Clayson Rato

Personal information
- Full name: Clayson Rubens Dantas Queiroz
- Date of birth: 15 October 1978 (age 46)
- Place of birth: Belém, Brazil
- Height: 1.67 m (5 ft 5+1⁄2 in)
- Position(s): Midfielder

Youth career
- Sport Belém

Senior career*
- Years: Team / Apps / (Gls)
- 2002: Paysandu / 13 / (0)
- 2003: Sport / 3 / (0)
- 2004: Ananindeua
- 2005: Abaeté / 8 / (3)
- 2006: Toronto Lynx / 0 / (0)
- 2006: Brampton Stallions / 9 / (3)
- 2007: Anapolis
- 2008: Gama / 13 / (0)
- 2009: CSA / 17 / (5)
- 2010: Murici
- 2015: Tocantinópolis

= Clayson Rato =

Brazilian footballer (born 1978)

Clayson Rubens Dantas Queiroz (born 15 October 1978), known as Clayson Rato, is a Brazilian former footballer.

==Playing career==
Clayson Rato began his football career with Paysandu Sport Club, the club he supported in his youth. He scored a goal as the club defeated Ponte Preta 4–3 during the 2002 Campeonato Brasileiro Série A.

Clayson had stints with clubs with Clube do Remo, Esporte Clube Rio Verde, and Abaete Futebol Clube. In 2006, he went abroad to Canada to sign with the Toronto Lynx of the USL First Division. His signing was announced in a press conference where the Lynx introduced two more signings from Brazil. Clayson failed to make an appearance during his short stint with Toronto, as he did not fit into Duncan Wilde's vision for the club and was subsequently deemed as surplus. In order to make room for new additional signings, Clayson's contract was bought out by the Brampton Stallions of the Canadian Soccer League.

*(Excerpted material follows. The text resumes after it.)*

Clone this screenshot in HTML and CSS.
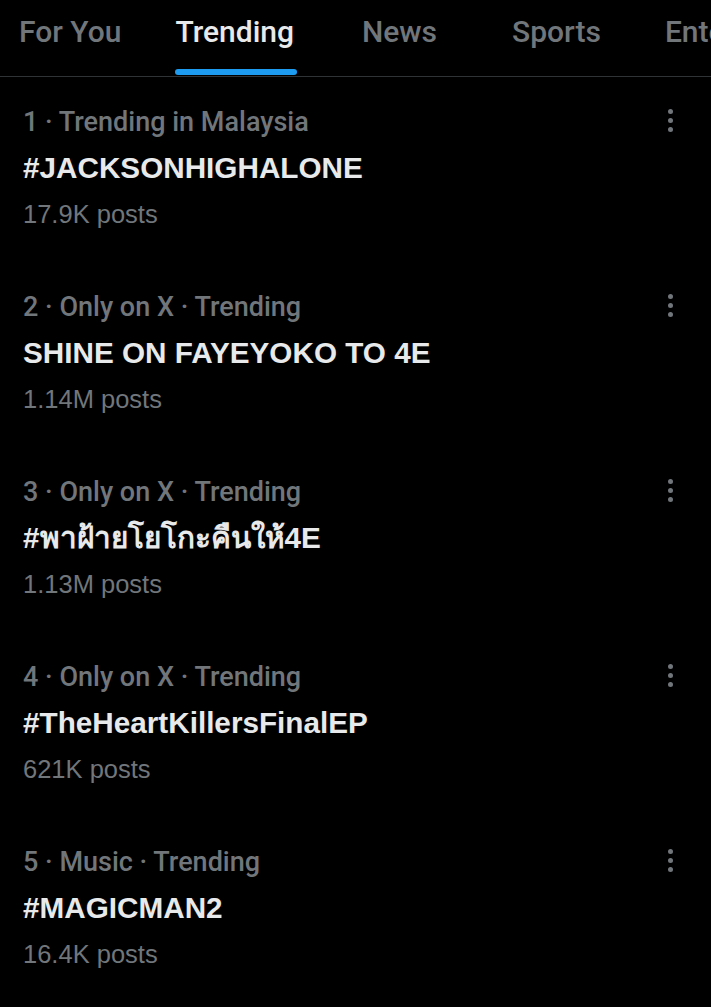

Clayson made his debut for the Stallions in a match against London City, where he recorded his first goal of the season in a 6-0 thrashing over City at home. Clayson would further contribute to the Stallions by scoring another goal in 6–0 victory over the Caribbean Selects. He had a relatively successful tenure with Brampton, where he led that Stallions to five game undefeated streak and finished off the season with three goals and four assists. He helped the Brampton side clinch a playoff spot by finishing second in the National Division. After his stint in Canada came to a conclusion, Clayson returned to Brazil to have stints with Anápolis Futebol Clube, Gama, and returned to the Campeonato Brasileiro Série D to sign with CSA.